Thursday, February 7, 2019

Cognitive science

With the advent of projects like NIH's Human Connectome Project and more advanced brain scanning models (such as for diffusion tensor imaging), we are learning more about the brain each day.

Human brain tractography by Alfred Anwander

Cognitive neuropsychology seeks to map the brain to specific functions. For example, in the mid-1800s, Broca discovered that different parts of the brain may be associated with different functions. (He observed a patient with a damaged frontal lobe that was unable to produce speech, but could understand it.)

Today, we've appropriated cognitive science and applied it to design. It's a tool that we are building to become more powerful because of the way it can subtlety affect the behavior of myriads of people globally.

For instance, Susan Weinschenk, PhD in Psychology and behavioral science expert, published an article on Smashing Magazine titled How People Make Decisions. She introduces basic concepts in the context of selling a "Pro" tier subscription service.


Weinschenk says that we should always consider emotions in design. We need to first activate part of the frontal cortex to help users come to a "logical" decision. This part, the ventro-medial pre-frontal cortex (vmPFC), mitigates fear, overriding the amygdala, which is responsible for fear-conditioning.

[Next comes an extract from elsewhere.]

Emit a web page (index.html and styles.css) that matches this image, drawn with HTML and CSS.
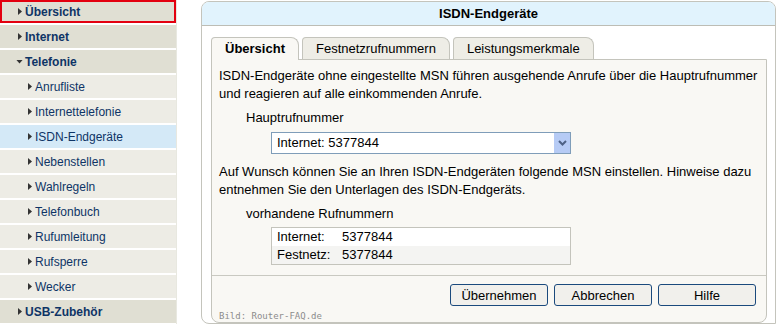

Ventromedial prefrontal cortex from Wikimedia

She also writes that value-based decisions are made in the orbitofrontal cortex (OFC) and that habit-based decisions happen in the basal ganglia. Those decisions are made mutually exclusively, and you want to prevent the goal-directed process during sales by withholding data.

MRI of Orbitofrontal cortex from Wikimedia

Combined with "thick data," or prescriptive analytics, explaining why we do what we do, it seems as though every product in the future is going to be designed for guaranteed consumption.

I can't help but think that one day we will have mastered brain science. And that those in power will have access to the map of the human brain and use it to manipulate our volition and agency. Especially if the effects are subtle and profound.

Though only in the context of sales, Weinschenk says that offering too many choices is not conducive to making a decision. So according to cognitive psychology, it is in the best interest of product designers to offer fewer options, but isn't that idea antithetical to my right as a consumer to free choice?

Maybe I'm just conflating neurology with cognition, but because I am a person that would take the red pill over the blue any day, I think systems should be designed in a way that lends to our competency as individuals, minimizes the impacts of our emotions, and gives us equal, impartial, and transparent options.

Red pill or blue pill? Wikimedia

It's possible one day that we will have our individual brains mapped, just like more of us are having our genome sequenced.* Whether we like it or not, more stakeholders will have access to that information, even though if we collectively want it siloed. Is our brain the final frontier when it comes to our privacy?

* = Even the NHS is considering selling genetic sequencing in exchange for patient data, according to BBC News. This follows their 100,000 Genome Project, where already 85,000 patients and 15,000 tumors were sequenced, and 1 in 4 rare disease patients received a first-time diagnosis.